Exercise: Exclude the pictures, then repeat the remaining data exactly.

================================

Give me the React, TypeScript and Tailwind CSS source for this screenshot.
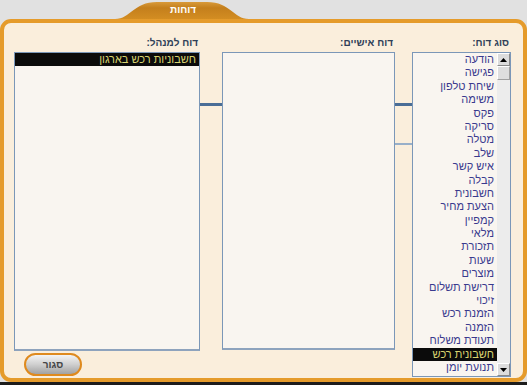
import React from 'react';

const TYPES = [
  'הודעה', 'פגישה', 'שיחת טלפון', 'משימה', 'פקס', 'סריקה', 'מטלה', 'שלב',
  'איש קשר', 'קבלה', 'חשבונית', 'הצעת מחיר', 'קמפיין', 'מלאי', 'תזכורת', 'שעות',
  'מוצרים', 'דרישת תשלום', 'זיכוי', 'הזמנת רכש', 'הזמנה', 'תעודת משלוח', 'חשבונית רכש', 'תנועת יומן',
];

const font = { fontFamily: '"Liberation Sans", "DejaVu Sans", sans-serif' };

const Label = ({ text }: { text: string }) => (
  <div dir="rtl" className="h-[29px] pt-[13px] pr-[2px] text-right text-[10px] leading-[13px] font-bold text-[#2f3f58]">
    {text}
  </div>
);

const Row = ({ text, selected }: { text: string; selected?: boolean }) => (
  <div
    dir="rtl"
    className={`h-[13.4px] pr-[3px] text-right text-[11px] leading-[13.4px] whitespace-nowrap ${
      selected ? 'bg-[#0b0b0b] text-[#d8d470]' : 'text-[#3a3a8e]'
    }`}
  >
    {text}
  </div>
);

const ArrowBtn = ({ up }: { up?: boolean }) => (
  <div className="h-[13px] w-[13px] flex items-center justify-center bg-[#dcdcdc] border border-t-white border-l-white border-r-[#8a8a8a] border-b-[#8a8a8a]">
    <svg width="7" height="4" viewBox="0 0 7 4">
      {up ? <path d="M0 4 L3.5 0 L7 4 Z" fill="#000" /> : <path d="M0 0 L3.5 4 L7 0 Z" fill="#000" />}
    </svg>
  </div>
);

export default function App() {
  return (
    <div style={font} className="w-[527px] h-[385px] bg-[#e1e1e1] flex flex-col overflow-hidden">
      {/* tab */}
      <div className="h-[19px] pl-[115px] flex">
        <div className="relative w-[134px] h-[19px]">
          <svg width="134" height="19" viewBox="0 0 134 19" className="block">
            <defs>
              <linearGradient id="tab" x1="0" y1="0" x2="0" y2="1">
                <stop offset="0" stopColor="#d89a3a" />
                <stop offset="0.35" stopColor="#c47f1c" />
                <stop offset="1" stopColor="#d38d22" />
              </linearGradient>
            </defs>
            <path d="M0 19 C16 19 18 2 42 2 L92 2 C116 2 118 19 134 19 Z" fill="url(#tab)" />
          </svg>
          <div dir="rtl" className="absolute inset-0 pt-[4px] pl-[2px] flex justify-center text-[10px] leading-[12px] font-bold text-white">
            דוחות
          </div>
        </div>
      </div>

      {/* panel */}
      <div className="h-[363px] rounded-[11px] border-[4px] border-[#e59b2b] bg-[#faeedc] flex pl-[10px]">
        {/* manager report */}
        <div className="w-[186px] flex flex-col">
          <Label text="דוח למנהל:" />
          <div className="h-[299px] border border-[#7b97b8] border-b-2 border-b-[#8ea3bd] bg-[#f9f5f0]">
            <Row text="חשבוניות רכש בארגון" selected />
          </div>
          <button className="mt-[2px] ml-[10px] w-[58px] h-[23px] rounded-full border-2 border-[#df8a1e] bg-gradient-to-b from-[#f4f4f4] via-[#cfcfcf] to-[#a2a2a2] text-[10px] font-bold text-[#444] leading-[19px]">
            סגור
          </button>
        </div>

        {/* connector */}
        <div className="w-[22px] pt-[80px]">
          <div className="h-[3px] bg-[#4a6d96]" />
        </div>

        {/* personal reports */}
        <div className="w-[173px] flex flex-col">
          <Label text="דוח אישיים:" />
          <div className="h-[298px] border border-[#7b97b8] border-b-2 border-b-[#8ea3bd] bg-[#f9f5f0]" />
        </div>

        {/* connector */}
        <div className="w-[17px] pt-[80px] flex flex-col">
          <div className="h-[3px] bg-[#4a6d96]" />
          <div className="h-[2px] mt-[37px] bg-[#98afc9]" />
        </div>

        {/* report type */}
        <div className="w-[99px] flex flex-col">
          <Label text="סוג דוח:" />
          <div className="h-[325px] border border-[#7b97b8] bg-[#f9f5f0] flex">
            <div className="flex-1 min-w-0 overflow-hidden">
              {TYPES.map((t) => (
                <Row key={t} text={t} selected={t === 'חשבונית רכש'} />
              ))}
            </div>
            <div className="w-[13px] flex flex-col bg-[#ececec]">
              <ArrowBtn up />
              <div className="h-[14px] bg-[#dedede] border border-t-white border-l-white border-r-[#a0a0a0] border-b-[#a0a0a0]" />
              <div className="flex-1" />
              <ArrowBtn />
            </div>
          </div>
        </div>
      </div>
      <div className="h-[3px] bg-[#1c1c1c]" />
    </div>
  );
}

================================

Response to this task:
Give me the React, TypeScript and Tailwind CSS source for this screenshot.
import React from 'react';

const TYPES = [
  'הודעה', 'פגישה', 'שיחת טלפון', 'משימה', 'פקס', 'סריקה', 'מטלה', 'שלב',
  'איש קשר', 'קבלה', 'חשבונית', 'הצעת מחיר', 'קמפיין', 'מלאי', 'תזכורת', 'שעות',
  'מוצרים', 'דרישת תשלום', 'זיכוי', 'הזמנת רכש', 'הזמנה', 'תעודת משלוח', 'חשבונית רכש', 'תנועת יומן',
];

const font = { fontFamily: '"Liberation Sans", "DejaVu Sans", sans-serif' };

const Label = ({ text }: { text: string }) => (
  <div dir="rtl" className="h-[29px] pt-[13px] pr-[2px] text-right text-[10px] leading-[13px] font-bold text-[#2f3f58]">
    {text}
  </div>
);

const Row = ({ text, selected }: { text: string; selected?: boolean }) => (
  <div
    dir="rtl"
    className={`h-[13.4px] pr-[3px] text-right text-[11px] leading-[13.4px] whitespace-nowrap ${
      selected ? 'bg-[#0b0b0b] text-[#d8d470]' : 'text-[#3a3a8e]'
    }`}
  >
    {text}
  </div>
);

const ArrowBtn = ({ up }: { up?: boolean }) => (
  <div className="h-[13px] w-[13px] flex items-center justify-center bg-[#dcdcdc] border border-t-white border-l-white border-r-[#8a8a8a] border-b-[#8a8a8a]">
    <svg width="7" height="4" viewBox="0 0 7 4">
      {up ? <path d="M0 4 L3.5 0 L7 4 Z" fill="#000" /> : <path d="M0 0 L3.5 4 L7 0 Z" fill="#000" />}
    </svg>
  </div>
);

export default function App() {
  return (
    <div style={font} className="w-[527px] h-[385px] bg-[#e1e1e1] flex flex-col overflow-hidden">
      {/* tab */}
      <div className="h-[19px] pl-[115px] flex">
        <div className="relative w-[134px] h-[19px]">
          <svg width="134" height="19" viewBox="0 0 134 19" className="block">
            <defs>
              <linearGradient id="tab" x1="0" y1="0" x2="0" y2="1">
                <stop offset="0" stopColor="#d89a3a" />
                <stop offset="0.35" stopColor="#c47f1c" />
                <stop offset="1" stopColor="#d38d22" />
              </linearGradient>
            </defs>
            <path d="M0 19 C16 19 18 2 42 2 L92 2 C116 2 118 19 134 19 Z" fill="url(#tab)" />
          </svg>
          <div dir="rtl" className="absolute inset-0 pt-[4px] pl-[2px] flex justify-center text-[10px] leading-[12px] font-bold text-white">
            דוחות
          </div>
        </div>
      </div>

      {/* panel */}
      <div className="h-[363px] rounded-[11px] border-[4px] border-[#e59b2b] bg-[#faeedc] flex pl-[10px]">
        {/* manager report */}
        <div className="w-[186px] flex flex-col">
          <Label text="דוח למנהל:" />
          <div className="h-[299px] border border-[#7b97b8] border-b-2 border-b-[#8ea3bd] bg-[#f9f5f0]">
            <Row text="חשבוניות רכש בארגון" selected />
          </div>
          <button className="mt-[2px] ml-[10px] w-[58px] h-[23px] rounded-full border-2 border-[#df8a1e] bg-gradient-to-b from-[#f4f4f4] via-[#cfcfcf] to-[#a2a2a2] text-[10px] font-bold text-[#444] leading-[19px]">
            סגור
          </button>
        </div>

        {/* connector */}
        <div className="w-[22px] pt-[80px]">
          <div className="h-[3px] bg-[#4a6d96]" />
        </div>

        {/* personal reports */}
        <div className="w-[173px] flex flex-col">
          <Label text="דוח אישיים:" />
          <div className="h-[298px] border border-[#7b97b8] border-b-2 border-b-[#8ea3bd] bg-[#f9f5f0]" />
        </div>

        {/* connector */}
        <div className="w-[17px] pt-[80px] flex flex-col">
          <div className="h-[3px] bg-[#4a6d96]" />
          <div className="h-[2px] mt-[37px] bg-[#98afc9]" />
        </div>

        {/* report type */}
        <div className="w-[99px] flex flex-col">
          <Label text="סוג דוח:" />
          <div className="h-[325px] border border-[#7b97b8] bg-[#f9f5f0] flex">
            <div className="flex-1 min-w-0 overflow-hidden">
              {TYPES.map((t) => (
                <Row key={t} text={t} selected={t === 'חשבונית רכש'} />
              ))}
            </div>
            <div className="w-[13px] flex flex-col bg-[#ececec]">
              <ArrowBtn up />
              <div className="h-[14px] bg-[#dedede] border border-t-white border-l-white border-r-[#a0a0a0] border-b-[#a0a0a0]" />
              <div className="flex-1" />
              <ArrowBtn />
            </div>
          </div>
        </div>
      </div>
      <div className="h-[3px] bg-[#1c1c1c]" />
    </div>
  );
}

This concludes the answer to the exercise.